Students from Woodbine had previously been sent to attend high school in Millville, as part of a relationship with the Millville Public Schools. Students attended Memorial High School for ninth grade and half of tenth and Millville Senior High School for 10th grade through the 12th grade with those in attendance as of the 2013–14 school year completing until their graduation.

Students are also eligible to attend Cape May County Technical High School in Cape May Court House, which serves students from the entire county in its comprehensive and vocational programs, which are offered without charge to students who are county residents. Special needs students may be referred to Cape May County Special Services School District in the Cape May Court House area.

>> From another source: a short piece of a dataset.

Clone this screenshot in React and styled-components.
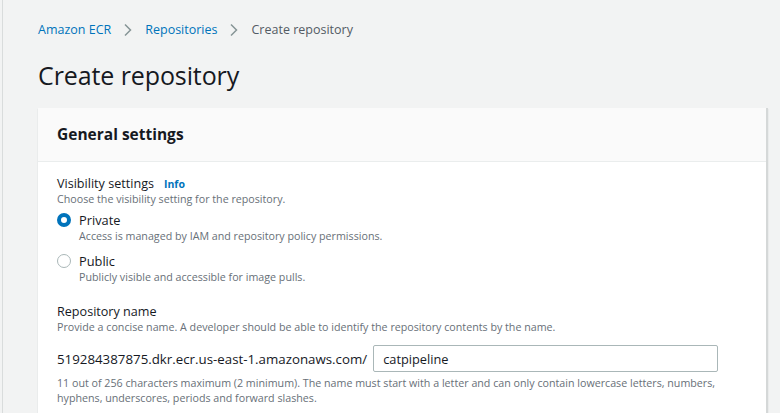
import React from 'react';
import styled, { createGlobalStyle } from 'styled-components';

const GlobalStyle = createGlobalStyle`
  html, body {
    margin: 0;
    padding: 0;
    background: #f2f3f3;
    font-family: "Open Sans", "Noto Sans", Arial, sans-serif;
    color: #16191f;
    overflow: hidden;
  }
`;

const Shell = styled.div`
  height: 413px;
  margin-left: 2px;
  border-left: 1px solid #d9dcdc;
  padding: 19px 12px 0 35px;
  box-sizing: border-box;
  overflow: hidden;
`;

const Crumbs = styled.nav`
  display: flex;
  align-items: center;
  gap: 12px;
  font-size: 12.5px;
  line-height: 22px;
`;

const Crumb = styled.span`
  color: ${p => (p.$current ? '#545b64' : '#0073bb')};
`;

const Sep = styled.span`
  display: flex;
  align-items: center;
  color: #879596;
`;

const Title = styled.h1`
  margin: 17px 0 0;
  font-size: 25px;
  font-weight: 400;
  line-height: 34px;
  letter-spacing: -0.1px;
`;

const Card = styled.section`
  margin-top: 16px;
  background: #fff;
  border-right: 2px solid #d5d8d8;
  box-shadow: 0 1px 1px rgba(0, 28, 36, 0.2);
`;

const CardHeader = styled.header`
  background: #fafafa;
  border-bottom: 1px solid #eaeded;
  padding: 13px 19px 14px;
  font-size: 15.5px;
  font-weight: 700;
  line-height: 26px;
`;

const CardBody = styled.div`
  padding: 14px 19px 20px;
`;

const Field = styled.div`
  & + & {
    margin-top: 19px;
  }
`;

const Label = styled.div`
  display: flex;
  align-items: baseline;
  gap: 10px;
  font-size: 12.6px;
  line-height: 16px;
`;

const Info = styled.span`
  color: #0073bb;
  font-size: 10.5px;
  font-weight: 700;
`;

const Desc = styled.div`
  color: #687078;
  font-size: 10.7px;
  line-height: 15px;
`;

const RadioRow = styled.label`
  display: grid;
  grid-template-columns: 14px 1fr;
  column-gap: 8px;
  margin-top: ${p => p.$gap}px;
`;

const RadioDot = styled.span`
  width: 14px;
  height: 14px;
  margin-top: 2px;
  border-radius: 50%;
  box-sizing: border-box;
  border: ${p => (p.$checked ? '4px solid #0073bb' : '1.5px solid #aab7b8')};
  background: #fff;
`;

const RadioTitle = styled.div`
  font-size: 12.8px;
  line-height: 18px;
`;

const Prefix = styled.span`
  font-size: 13.3px;
  white-space: nowrap;
`;

const InputRow = styled.div`
  display: flex;
  align-items: center;
  gap: 6px;
  margin-top: 10px;
`;

const TextInput = styled.div`
  width: 345px;
  height: 27px;
  box-sizing: border-box;
  border: 1px solid #aab7b8;
  border-radius: 2px;
  padding: 0 9px;
  display: flex;
  align-items: center;
  font-size: 12.8px;
`;

const Hint = styled(Desc)`
  margin-top: 4px;
  width: 670px;
`;

const Chevron = () => (
  <svg width="10" height="14" viewBox="0 0 10 14" fill="none">
    <path d="M2 1.5 L7.5 7 L2 12.5" stroke="currentColor" strokeWidth="1.5" />
  </svg>
);

const Radio = ({ checked, title, desc, gap }) => (
  <RadioRow $gap={gap}>
    <RadioDot $checked={checked} />
    <div>
      <RadioTitle>{title}</RadioTitle>
      <Desc>{desc}</Desc>
    </div>
  </RadioRow>
);

export default function App() {
  return (
    <>
      <GlobalStyle />
      <Shell>
        <Crumbs>
          <Crumb>Amazon ECR</Crumb>
          <Sep><Chevron /></Sep>
          <Crumb>Repositories</Crumb>
          <Sep><Chevron /></Sep>
          <Crumb $current>Create repository</Crumb>
        </Crumbs>
        <Title>Create repository</Title>
        <Card>
          <CardHeader>General settings</CardHeader>
          <CardBody>
            <Field>
              <Label>Visibility settings <Info>Info</Info></Label>
              <Desc>Choose the visibility setting for the repository.</Desc>
              <Radio
                checked
                gap={4}
                title="Private"
                desc="Access is managed by IAM and repository policy permissions."
              />
              <Radio
                gap={8}
                title="Public"
                desc="Publicly visible and accessible for image pulls."
              />
            </Field>
            <Field>
              <Label>Repository name</Label>
              <Desc>Provide a concise name. A developer should be able to identify the repository contents by the name.</Desc>
              <InputRow>
                <Prefix>519284387875.dkr.ecr.us-east-1.amazonaws.com/</Prefix>
                <TextInput>catpipeline</TextInput>
              </InputRow>
              <Hint>
                11 out of 256 characters maximum (2 minimum). The name must start with a letter and can only contain lowercase letters, numbers, hyphens, underscores, periods and forward slashes.
              </Hint>
            </Field>
          </CardBody>
        </Card>
      </Shell>
    </>
  );
}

The Roman Catholic Diocese of Camden operates Bishop McHugh Regional School, a Catholic K-8 school, in the Ocean View area, in Dennis Township, which has a Cape May Courthouse postal address. It is the parish school of Marmora/Woodbine Catholic Church and three other churches.

The Cape May County Public Library operates the Woodbine Branch.

Notable people

See also (related category): People from Woodbine, New Jersey

People who were born in, residents of, or otherwise closely associated with Woodbine include:

  • Samuel Gallu (1918–1991), writer and producer and director of film and television.
  • Bubba Green (born 1957), former defensive lineman who played in the NFL for one season for the Baltimore Colts.
  • Jacob Goodale Lipman (1874-1939), professor of agricultural chemistry and researcher in the fields of soil chemistry and bacteriology.
  • Calvin Murray (born 1958), running back who played in the NFL for the Philadelphia Eagles.
  • Joseph Rabinowitz, founder of the Woodbine Children's Clothing Company, the community's largest employer, who was elected at age 37 in 1910 as third mayor of Woodbine; his descendants include grandson, Jay Rabinowitz, former Chief Justice of the Supreme Court of Alaska; Robert Rabinowitz, creator of Beatlemania, clinical psychologist Barrie R. Cassileth and Olympic athlete Judy Rabinowitz.
  • Herman Rosenthal (1843-1917), author, editor and librarian.
  • Hirsch Loeb Sabsovich (1860-1921), agronomist, chemist and agricultural educator who served as the first mayor of Woodbine.